Туминас сделал простую в общем-то вещь. Он всех без исключения героев пьесы — от Серебрякова до Войницкого — представил неудачниками, изживающими (каждый по-своему) свои комплексы. Он обнажил и укрупнил эту подспудную тему чеховской драмы. Некрасивая Соня (Мария Бердинских) тяготится тут своей некрасивостью, непросыхающий алкоголик Астров (Владимир Вдовиченков) — глухотой к его явно завиральным идеям о лесах, Вафля (Юрий Красков) — злобно изживает свое изгойство. Сам же дядя Ваня (Сергей Маковецкий) изживает мечту — хочет походить на Шопенгауэра, более всего походит как раз на Вафлю. Постаревший, ударенный пыльным мешком вечный мальчик, который никак не может стать мужчиной…

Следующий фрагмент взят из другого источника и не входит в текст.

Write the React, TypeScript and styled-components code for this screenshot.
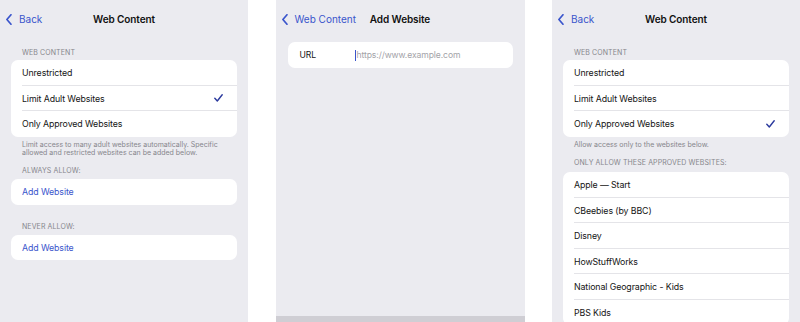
import React from "react";
import styled, { createGlobalStyle } from "styled-components";

const Global = createGlobalStyle`
  html, body { margin: 0; padding: 0; background: #ffffff; }
  body { font-family: Inter, "Noto Sans", "Liberation Sans", sans-serif; -webkit-font-smoothing: antialiased; }
  * { box-sizing: border-box; }
`;

const BLUE = "#3a55cc";
const NAVY = "#2b3a9e";
const GREY_TEXT = "#86868c";
const BG = "#ebebf0";

const Page = styled.div`
  width: 800px;
  height: 322px;
  display: flex;
  justify-content: space-between;
  overflow: hidden;
`;

const Panel = styled.div<{ $w: number }>`
  width: ${(p) => p.$w}px;
  flex: none;
  height: 322px;
  background: ${BG};
  display: flex;
  flex-direction: column;
  overflow: hidden;
`;

const NavBar = styled.div`
  height: 38px;
  flex: none;
  display: grid;
  grid-template-columns: 1fr auto 1fr;
  align-items: center;
`;

const BackButton = styled.div`
  display: flex;
  align-items: center;
  gap: 7px;
  padding-left: 6px;
  color: ${BLUE};
  font-size: 10px;
  white-space: nowrap;
`;

const NavTitle = styled.div`
  font-size: 10px;
  font-weight: 600;
  letter-spacing: -0.1px;
  color: #111;
  white-space: nowrap;
`;

const Content = styled.div<{ $pad?: number }>`
  flex: 1;
  padding: 0 ${(p) => p.$pad ?? 11}px;
  display: flex;
  flex-direction: column;
`;

const SectionHeader = styled.div<{ $top: number; $bottom?: number }>`
  margin-top: ${(p) => p.$top}px;
  margin-bottom: ${(p) => p.$bottom ?? 3}px;
  padding-left: 11px;
  font-size: 7px;
  line-height: 10px;
  letter-spacing: 0.1px;
  color: ${GREY_TEXT};
  text-transform: uppercase;
`;

const Card = styled.div<{ $top?: number }>`
  margin-top: ${(p) => p.$top ?? 0}px;
  background: #ffffff;
  border-radius: 7px;
  overflow: hidden;
  flex: none;
`;

const Row = styled.div<{ $last?: boolean; $blue?: boolean }>`
  position: relative;
  height: 25.5px;
  display: flex;
  align-items: center;
  justify-content: space-between;
  padding: 0 14px 0 11px;
  font-size: 8.8px;
  letter-spacing: -0.1px;
  color: ${(p) => (p.$blue ? BLUE : "#141414")};
  white-space: nowrap;
  &::after {
    content: "";
    display: ${(p) => (p.$last ? "none" : "block")};
    position: absolute;
    left: 11px;
    right: 0;
    bottom: 0;
    height: 1px;
    background: #e4e4e8;
  }
`;

const Footer = styled.div`
  padding: 4px 11px 0 11px;
  font-size: 7px;
  line-height: 8.5px;
  color: ${GREY_TEXT};
`;

const FieldRow = styled.div`
  height: 26px;
  display: flex;
  align-items: center;
  padding-left: 12px;
  font-size: 8.6px;
  letter-spacing: -0.1px;
`;

const FieldLabel = styled.div`
  width: 55px;
  color: #141414;
`;

const Cursor = styled.span`
  width: 1px;
  height: 11px;
  background: ${BLUE};
  margin-right: 1px;
`;

const Placeholder = styled.span`
  color: #a3a3a8;
`;

const BottomBar = styled.div`
  height: 6px;
  flex: none;
  margin-top: auto;
  background: #cfced4;
`;

const Chevron = () => (
  <svg width="6" height="11" viewBox="0 0 6 11" fill="none">
    <path d="M5 0.8 L0.9 5.5 L5 10.2" stroke={BLUE} strokeWidth="1.7" strokeLinecap="round" strokeLinejoin="round" />
  </svg>
);

const Check = () => (
  <svg width="9" height="8" viewBox="0 0 9 8" fill="none">
    <path d="M0.8 4.2 L3.3 7 L8.2 0.8" stroke={NAVY} strokeWidth="1.4" strokeLinecap="round" strokeLinejoin="round" />
  </svg>
);

const Nav: React.FC<{ back: string; title: string }> = ({ back, title }) => (
  <NavBar>
    <BackButton>
      <Chevron />
      {back}
    </BackButton>
    <NavTitle>{title}</NavTitle>
    <div />
  </NavBar>
);

const options = ["Unrestricted", "Limit Adult Websites", "Only Approved Websites"];

const OptionsCard: React.FC<{ selected: number }> = ({ selected }) => (
  <Card>
    {options.map((o, i) => (
      <Row key={o} $last={i === options.length - 1}>
        <span>{o}</span>
        {i === selected && <Check />}
      </Row>
    ))}
  </Card>
);

const approved = [
  "Apple — Start",
  "CBeebies (by BBC)",
  "Disney",
  "HowStuffWorks",
  "National Geographic - Kids",
  "PBS Kids",
];

export default function App() {
  return (
    <>
      <Global />
      <Page>
        <Panel $w={248}>
          <Nav back="Back" title="Web Content" />
          <Content>
            <SectionHeader $top={10} $bottom={2}>Web Content</SectionHeader>
            <OptionsCard selected={1} />
            <Footer>
              Limit access to many adult websites automatically. Specific allowed and restricted websites can be added below.
            </Footer>
            <SectionHeader $top={8.5}>Always Allow:</SectionHeader>
            <Card>
              <Row $last $blue>Add Website</Row>
            </Card>
            <SectionHeader $top={17}>Never Allow:</SectionHeader>
            <Card>
              <Row $last $blue>Add Website</Row>
            </Card>
          </Content>
        </Panel>
        <Panel $w={249}>
          <Nav back="Web Content" title="Add Website" />
          <Content $pad={12}>
            <Card $top={4}>
              <FieldRow>
                <FieldLabel>URL</FieldLabel>
                <Cursor />
                <Placeholder>https://www.example.com</Placeholder>
              </FieldRow>
            </Card>
          </Content>
          <BottomBar />
        </Panel>
        <Panel $w={248}>
          <Nav back="Back" title="Web Content" />
          <Content>
            <SectionHeader $top={10} $bottom={2}>Web Content</SectionHeader>
            <OptionsCard selected={2} />
            <Footer>Allow access only to the websites below.</Footer>
            <SectionHeader $top={9} $bottom={4}>Only Allow These Approved Websites:</SectionHeader>
            <Card>
              {approved.map((a) => (
                <Row key={a}>
                  <span>{a}</span>
                </Row>
              ))}
            </Card>
          </Content>
        </Panel>
      </Page>
    </>
  );
}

Положенные на музыку Фаустаса Латенаса сценические шаржи Туминаса немного напоминают дивертисмент, эдакий парад фриков, вынужденных жить друг с другом под одной крышей. Но время от времени в этих фриках вдруг обнаруживается нечто иное, чем закомплексованность. Какая-то просветленность… В каждом из них есть искра божья, заставляющая и Серебрякова, и Соню, и Астрова, и Войницкого стоически принимать невзгоды, тщетно взывать в пустоту, молить о совершенстве, надеяться на любовь и спасение. Эти редкие, но пронзительные ноты спектакля заставляют признать: в звенящем туминасовском гротеске на самом деле куда больше теплоты, чем в изгнанном с вахтанговских подмостков холодном и пустом академизме, часто ошибочно принимаемом за любовь к традиции и отчизне.